Just after WWII a British combat nurse Claire Randall is swept from the 20th century back to the Scottish Highlands of 1743 – yes, a perfectly strong, independent woman falls through time to a superstitious age when the British are invading Scotland, and women are supposed to know their place.
(Ha ha ha ha ha ha.)
Also, Claire can’t let on she is from the future but has to work out how she got where she is and how to get back where she came from.


I don't think the "spoilers" needed to tell you what this is about will spoil anything.

In the 18th century Claire finds herself attracted to Jamie Fraser, a hunky highlander hunk. This is a worry because she already has a husband in the 20th century, and she takes her wedding vows seriously. But Jamie is a hunk. And besides, in the 18th century men are more likely to leave a woman alone if she “belongs” to someone, plus she has normal “needs”, plus she is not sure she will ever get back to her own time and her 20th century husband Frank... And did I mention Jamie is a hunk?

 
 
 
 
This is a great “fish out of water” story, based on a series of bestselling books by Diana Gabaldon that have been around for decades. I saw an intriguing few minutes of one mid-season episode one night but had no way of watching the pilot or working out what was going on, so I bought the first of the books. In the few years since I’m sure I’ve read all 8 books (and spin-offs) right through more than a dozen times - the writing is not “arty-farty” but I swear they are the best stories I have read in 60 years of being a book worm.

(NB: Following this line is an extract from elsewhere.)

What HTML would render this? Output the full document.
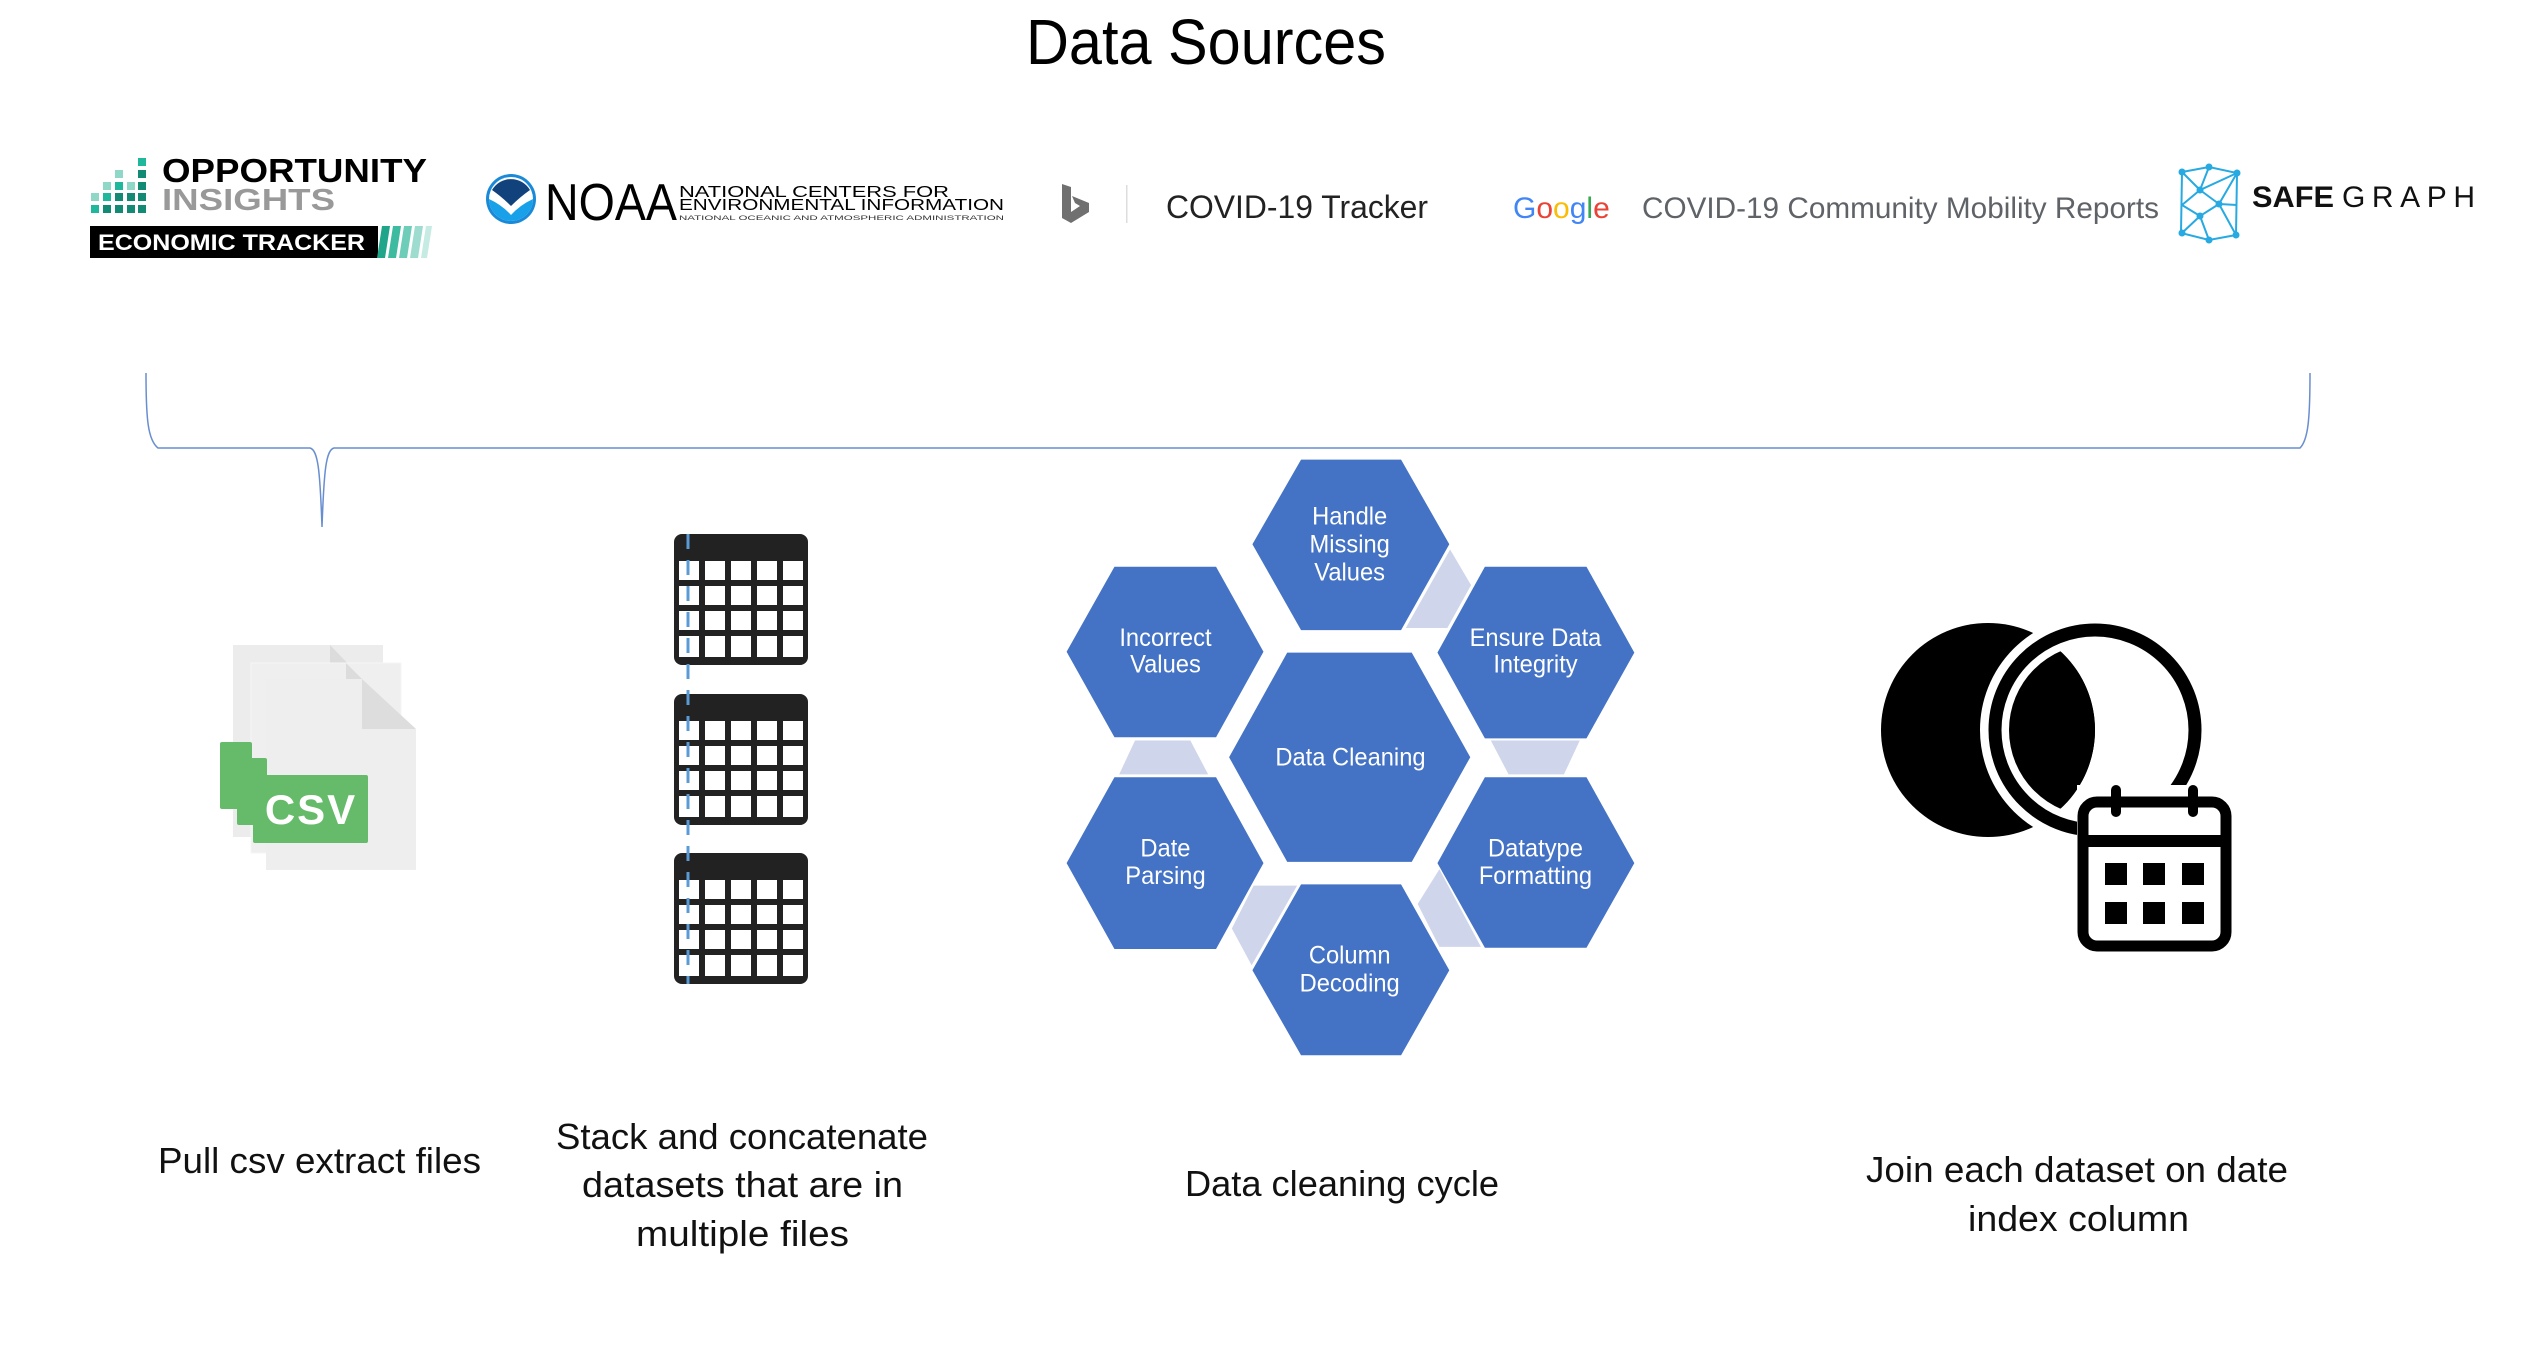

Adapting books for screen is a challenge. It’s almost impossible to get it perfectly right, but with books like these, which were definitely not written with film in mind, the challenge is huge, and not just because the books have such a massive cult status. If you decide to watch this show be prepared to go where the story takes you –

Season one is set mainly in the Scottish Highlands where rebels are fighting British invaders, blokes duel with swords, and there is even a witchcraft trial. There is a definite Saturday Matinee adventure serial feel to this season, a fair amount of humpy pumpy and there is also some confronting violence because a Redcoat Captain who wants to break Jamie is a very sick unit.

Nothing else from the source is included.